"First they ignore you, then they laugh at you, then they fight you, then you win".
Earlier this year I realised that life is far too short not to be following your dreams, pursuing your passions and waking up everyday to do something that means something to you. For me, this has meant leaving a career in private equity real estate in order to move out to Uganda to manage Opportunity Africa, an NGO focused on promoting sustainable development through education and social enterprise.
The first day of my new role was spent at the inaugural 2015 Social Enterprise Conference, described as ‘an all-encompassing program of interactive speaker sessions, panel discussions, workshops and networking opportunities to equip you with the knowledge, insights and valuable contacts on how to kick start and grow your social enterprise.’ Having only discovered the term ‘social enterprise’ (‘SE’) recently, I had no idea who or what the day would involve; would it mean listening to idealistic hippies who exemplified ‘all talk but no action’ or would I gain practical knowledge on how to build my SE, make some worthwhile contacts and be inspired with new ideas? I’m happy to say that it was very much the latter – Lily Chong did a fantastic job at creating an insightful, pragmatic and interactive agenda resulting in a conference which really did deliver.
With my open lack of knowledge as to what exactly ‘social enterprise’ means, I was reassured when one of the first questions thrown out to delegates was ‘what is SE and how is it defined?’. Despite there being c. 70,000 SEs in the UK, contributing £18.5bn to the UK economy and employing almost 1mn people, surprisingly there is no widespread definition of SE. It is defined by UKTI SE UK as “a business with primarily social objectives whose surpluses are principally reinvested for that purpose in the business or in the community, rather than being driven by the need to maximise profit for shareholders and owners” or in short, “trading for social purposes.”

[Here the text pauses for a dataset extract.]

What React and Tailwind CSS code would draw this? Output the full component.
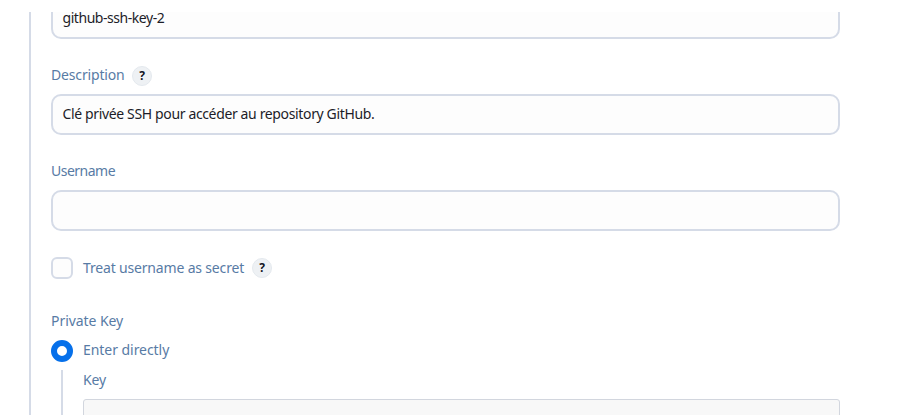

As someone who is at the very early stages of setting up a SE, the ‘Legal and Governance Frameworks’ session was invaluable in terms of understanding the different legal structures available and the respective costs, liabilities and tax implications associated therein. A session on ‘Measuring Social Impact and Reporting’ followed, which highlighted the importance of measuring impact in order to grow a successful SE and provided practical advice on how to best implement valid reporting systems to do this.
Anyone with any form of commercial acumen is aware that one of, if not the main challenge to building any form of enterprise is financing, a challenge which is arguably exacerbated in the field of SE by its very purpose. The panel on ‘Understanding Financial Readiness to Unlocking Social Finance’ was the day’s eye-opening session for me, firstly because it highlighted the range of capital providers in the market from the traditional senior lenders to VC firms, government bodies, grant makers and venture philanthropists. Evidently, there is an abundance of both debt and equity available, it is more a question of how one taps into and unlocks these capital sources. After working in finance for 5 years, it was refreshing to hear panellists speak so passionately about what they do and I can honestly say that the panel comprised of some of the most impressive and intelligent speakers I’ve heard.
Rather than lunch involving useless small talk around a buffet table, attendees had the opportunity to partake in constructive roundtable sessions where ideas were shared on the social impact in education, health and social services, international development and the environment and climate change. The afternoon then began with the story of Divine Chocolate which demonstrated that SEs can and do operate successfully alongside some of world’s largest corporations in the most competitive of markets. Zoe Amar’s session was very helpful in offering practical advice on how to best use social media which was then followed by the benefits of using the SE Mark and a second panel discussion on ‘How can businesses collaborate with Social Enterprise?’. The day was then rounded off with an insightful and thought provoking outlook from the British Council on the global outlook of SE.
For anyone who is currently working in SE or has a general interest in the sector I would definitely recommend attending the event both in terms of content and contacts. Whilst I walked away from the day having gained a huge amount, I also realised that there is a huge amount more to learn and I have a long (but very exciting) road ahead of me. I don’t feel that what I’m embarking on is a ‘job’ in that it isn’t ‘work’, it’s as a lifestyle in which I’m pursuing my passion within a very inclusive and supportive community. For anyone that is considering starting a SE but has reservations about its viability all I can say is just go for it. From experience, reservations and concerns tend to be born from the doubts and scepticism of others and as Ghandi said ‘first they ignore you, then they laugh at you, then they fight you, then you win.’